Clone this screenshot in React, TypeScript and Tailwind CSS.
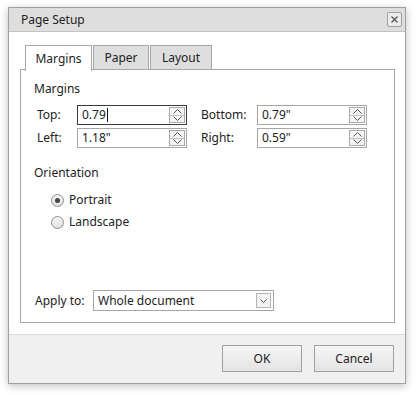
import React from "react";

const font = { fontFamily: '"Noto Sans", "Open Sans", Arial, sans-serif' };

function Spinner() {
  return (
    <div className="flex flex-col w-[16px] h-[16px] border border-[#a8a8a8] bg-[#f4f4f4] mr-[1px]">
      <div className="flex-1 flex items-center justify-center border-b border-[#c4c4c4]">
        <svg width="9" height="5" viewBox="0 0 9 5" fill="none" stroke="#555" strokeWidth="1">
          <path d="M0.5 4.5 L4.5 0.5 L8.5 4.5" />
        </svg>
      </div>
      <div className="flex-1 flex items-center justify-center">
        <svg width="9" height="5" viewBox="0 0 9 5" fill="none" stroke="#555" strokeWidth="1">
          <path d="M0.5 0.5 L4.5 4.5 L8.5 0.5" />
        </svg>
      </div>
    </div>
  );
}

function SpinInput({ value, focused, width }: { value: string; focused?: boolean; width: string }) {
  return (
    <div
      className={`flex items-center h-[20px] ${width} border bg-white ${
        focused ? "border-[#3a3a3a]" : "border-[#a6a6a6]"
      }`}
    >
      <div className="flex-1 flex items-center pl-[4px] text-[12px] text-[#222] leading-none">
        {value}
        {focused && <span className="inline-block w-[1px] h-[14px] bg-[#111] ml-[1px]" />}
      </div>
      <Spinner />
    </div>
  );
}

function Radio({ label, checked }: { label: string; checked?: boolean }) {
  return (
    <div className="flex items-center gap-[5px] h-[22px]">
      <div className="w-[13px] h-[13px] rounded-full border border-[#8e8e8e] bg-gradient-to-b from-[#f4f4f4] to-[#e2e2e2] flex items-center justify-center">
        {checked && <div className="w-[5px] h-[5px] rounded-full bg-[#444]" />}
      </div>
      <span className="text-[12px] text-[#222]">{label}</span>
    </div>
  );
}

export default function App() {
  return (
    <div className="w-[418px] h-[395px] bg-white pl-[8px] pt-[7px]" style={font}>
      <div className="w-[398px] h-[377px] border border-[#a0a0a0] flex flex-col shadow-[0_2px_8px_rgba(0,0,0,0.25)]">
        {/* Title bar */}
        <div className="h-[24px] bg-[#dedede] border-b border-[#c4c4c4] flex items-center justify-between pl-[12px] pr-[3px]">
          <span className="text-[12px] text-[#222]">Page Setup</span>
          <div className="w-[15px] h-[15px] rounded-[2px] border border-[#a0a0a0] bg-[#ececec] flex items-center justify-center">
            <svg width="7" height="7" viewBox="0 0 7 7" stroke="#555" strokeWidth="1.3">
              <path d="M0.5 0.5 L6.5 6.5 M6.5 0.5 L0.5 6.5" />
            </svg>
          </div>
        </div>

        {/* Body */}
        <div className="flex-1 bg-white pt-[13px] pl-[11px] pr-[10px] pb-[11px] flex flex-col">
          {/* Tabs */}
          <div className="flex pl-[5px] h-[25px] relative z-10">
            <div className="w-[67px] h-[26px] border border-[#a6a6a6] border-b-0 bg-white flex items-center justify-center text-[12px] text-[#222]">
              Margins
            </div>
            <div className="w-[56px] h-[25px] ml-[1px] border border-[#a6a6a6] bg-[#dedede] flex items-center justify-center text-[12px] text-[#222]">
              Paper
            </div>
            <div className="w-[62px] h-[25px] ml-[1px] border border-[#a6a6a6] bg-[#dedede] flex items-center justify-center text-[12px] text-[#222]">
              Layout
            </div>
          </div>

          {/* Tab panel */}
          <div className="flex-1 border border-[#a6a6a6] -mt-[1px] pl-[13px] pt-[11px] flex flex-col">
            <div className="text-[12px] text-[#222] leading-[16px]">Margins</div>

            <div className="mt-[8px] flex flex-col gap-[3px]">
              <div className="flex items-center">
                <span className="w-[40px] ml-[3px] text-[12px] text-[#222]">Top:</span>
                <SpinInput value="0.79" focused width="w-[110px]" />
                <span className="w-[56px] ml-[14px] text-[12px] text-[#222]">Bottom:</span>
                <SpinInput value={'0.79"'} width="w-[110px]" />
              </div>
              <div className="flex items-center">
                <span className="w-[40px] ml-[3px] text-[12px] text-[#222]">Left:</span>
                <SpinInput value={'1.18"'} width="w-[110px]" />
                <span className="w-[56px] ml-[14px] text-[12px] text-[#222]">Right:</span>
                <SpinInput value={'0.59"'} width="w-[110px]" />
              </div>
            </div>

            <div className="mt-[17px] text-[12px] text-[#222] leading-[16px]">Orientation</div>
            <div className="mt-[8px] pl-[17px] flex flex-col">
              <Radio label="Portrait" checked />
              <Radio label="Landscape" />
            </div>

            <div className="mt-auto mb-[11px] flex items-center">
              <span className="w-[58px] ml-[1px] text-[12px] text-[#222]">Apply to:</span>
              <div className="w-[181px] h-[21px] border border-[#a6a6a6] bg-white flex items-center justify-between pl-[4px] pr-[2px]">
                <span className="text-[12px] text-[#222]">Whole document</span>
                <div className="w-[15px] h-[15px] border border-[#b4b4b4] bg-[#f4f4f4] flex items-center justify-center">
                  <svg width="7" height="4" viewBox="0 0 7 4" fill="none" stroke="#555" strokeWidth="1">
                    <path d="M0.5 0.5 L3.5 3.5 L6.5 0.5" />
                  </svg>
                </div>
              </div>
            </div>
          </div>
        </div>

        {/* Footer */}
        <div className="h-[49px] bg-[#f0f0f0] border-t border-[#dcdcdc] flex items-start justify-end gap-[12px] pt-[10px] pr-[11px]">
          <button className="w-[80px] h-[27px] border border-[#a0a0a0] bg-gradient-to-b from-[#f6f6f6] to-[#e4e4e4] text-[12px] text-[#222]">
            OK
          </button>
          <button className="w-[80px] h-[27px] border border-[#a0a0a0] bg-gradient-to-b from-[#f6f6f6] to-[#e4e4e4] text-[12px] text-[#222]">
            Cancel
          </button>
        </div>
      </div>
    </div>
  );
}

- - - - -

▶ What is asked:
Quote each line of the listing exactly, but leave the pictures out.

▶ Reply:
Clone this screenshot in React, TypeScript and Tailwind CSS.
import React from "react";

const font = { fontFamily: '"Noto Sans", "Open Sans", Arial, sans-serif' };

function Spinner() {
  return (
    <div className="flex flex-col w-[16px] h-[16px] border border-[#a8a8a8] bg-[#f4f4f4] mr-[1px]">
      <div className="flex-1 flex items-center justify-center border-b border-[#c4c4c4]">
        <svg width="9" height="5" viewBox="0 0 9 5" fill="none" stroke="#555" strokeWidth="1">
          <path d="M0.5 4.5 L4.5 0.5 L8.5 4.5" />
        </svg>
      </div>
      <div className="flex-1 flex items-center justify-center">
        <svg width="9" height="5" viewBox="0 0 9 5" fill="none" stroke="#555" strokeWidth="1">
          <path d="M0.5 0.5 L4.5 4.5 L8.5 0.5" />
        </svg>
      </div>
    </div>
  );
}

function SpinInput({ value, focused, width }: { value: string; focused?: boolean; width: string }) {
  return (
    <div
      className={`flex items-center h-[20px] ${width} border bg-white ${
        focused ? "border-[#3a3a3a]" : "border-[#a6a6a6]"
      }`}
    >
      <div className="flex-1 flex items-center pl-[4px] text-[12px] text-[#222] leading-none">
        {value}
        {focused && <span className="inline-block w-[1px] h-[14px] bg-[#111] ml-[1px]" />}
      </div>
      <Spinner />
    </div>
  );
}

function Radio({ label, checked }: { label: string; checked?: boolean }) {
  return (
    <div className="flex items-center gap-[5px] h-[22px]">
      <div className="w-[13px] h-[13px] rounded-full border border-[#8e8e8e] bg-gradient-to-b from-[#f4f4f4] to-[#e2e2e2] flex items-center justify-center">
        {checked && <div className="w-[5px] h-[5px] rounded-full bg-[#444]" />}
      </div>
      <span className="text-[12px] text-[#222]">{label}</span>
    </div>
  );
}

export default function App() {
  return (
    <div className="w-[418px] h-[395px] bg-white pl-[8px] pt-[7px]" style={font}>
      <div className="w-[398px] h-[377px] border border-[#a0a0a0] flex flex-col shadow-[0_2px_8px_rgba(0,0,0,0.25)]">
        {/* Title bar */}
        <div className="h-[24px] bg-[#dedede] border-b border-[#c4c4c4] flex items-center justify-between pl-[12px] pr-[3px]">
          <span className="text-[12px] text-[#222]">Page Setup</span>
          <div className="w-[15px] h-[15px] rounded-[2px] border border-[#a0a0a0] bg-[#ececec] flex items-center justify-center">
            <svg width="7" height="7" viewBox="0 0 7 7" stroke="#555" strokeWidth="1.3">
              <path d="M0.5 0.5 L6.5 6.5 M6.5 0.5 L0.5 6.5" />
            </svg>
          </div>
        </div>

        {/* Body */}
        <div className="flex-1 bg-white pt-[13px] pl-[11px] pr-[10px] pb-[11px] flex flex-col">
          {/* Tabs */}
          <div className="flex pl-[5px] h-[25px] relative z-10">
            <div className="w-[67px] h-[26px] border border-[#a6a6a6] border-b-0 bg-white flex items-center justify-center text-[12px] text-[#222]">
              Margins
            </div>
            <div className="w-[56px] h-[25px] ml-[1px] border border-[#a6a6a6] bg-[#dedede] flex items-center justify-center text-[12px] text-[#222]">
              Paper
            </div>
            <div className="w-[62px] h-[25px] ml-[1px] border border-[#a6a6a6] bg-[#dedede] flex items-center justify-center text-[12px] text-[#222]">
              Layout
            </div>
          </div>

          {/* Tab panel */}
          <div className="flex-1 border border-[#a6a6a6] -mt-[1px] pl-[13px] pt-[11px] flex flex-col">
            <div className="text-[12px] text-[#222] leading-[16px]">Margins</div>

            <div className="mt-[8px] flex flex-col gap-[3px]">
              <div className="flex items-center">
                <span className="w-[40px] ml-[3px] text-[12px] text-[#222]">Top:</span>
                <SpinInput value="0.79" focused width="w-[110px]" />
                <span className="w-[56px] ml-[14px] text-[12px] text-[#222]">Bottom:</span>
                <SpinInput value={'0.79"'} width="w-[110px]" />
              </div>
              <div className="flex items-center">
                <span className="w-[40px] ml-[3px] text-[12px] text-[#222]">Left:</span>
                <SpinInput value={'1.18"'} width="w-[110px]" />
                <span className="w-[56px] ml-[14px] text-[12px] text-[#222]">Right:</span>
                <SpinInput value={'0.59"'} width="w-[110px]" />
              </div>
            </div>

            <div className="mt-[17px] text-[12px] text-[#222] leading-[16px]">Orientation</div>
            <div className="mt-[8px] pl-[17px] flex flex-col">
              <Radio label="Portrait" checked />
              <Radio label="Landscape" />
            </div>

            <div className="mt-auto mb-[11px] flex items-center">
              <span className="w-[58px] ml-[1px] text-[12px] text-[#222]">Apply to:</span>
              <div className="w-[181px] h-[21px] border border-[#a6a6a6] bg-white flex items-center justify-between pl-[4px] pr-[2px]">
                <span className="text-[12px] text-[#222]">Whole document</span>
                <div className="w-[15px] h-[15px] border border-[#b4b4b4] bg-[#f4f4f4] flex items-center justify-center">
                  <svg width="7" height="4" viewBox="0 0 7 4" fill="none" stroke="#555" strokeWidth="1">
                    <path d="M0.5 0.5 L3.5 3.5 L6.5 0.5" />
                  </svg>
                </div>
              </div>
            </div>
          </div>
        </div>

        {/* Footer */}
        <div className="h-[49px] bg-[#f0f0f0] border-t border-[#dcdcdc] flex items-start justify-end gap-[12px] pt-[10px] pr-[11px]">
          <button className="w-[80px] h-[27px] border border-[#a0a0a0] bg-gradient-to-b from-[#f6f6f6] to-[#e4e4e4] text-[12px] text-[#222]">
            OK
          </button>
          <button className="w-[80px] h-[27px] border border-[#a0a0a0] bg-gradient-to-b from-[#f6f6f6] to-[#e4e4e4] text-[12px] text-[#222]">
            Cancel
          </button>
        </div>
      </div>
    </div>
  );
}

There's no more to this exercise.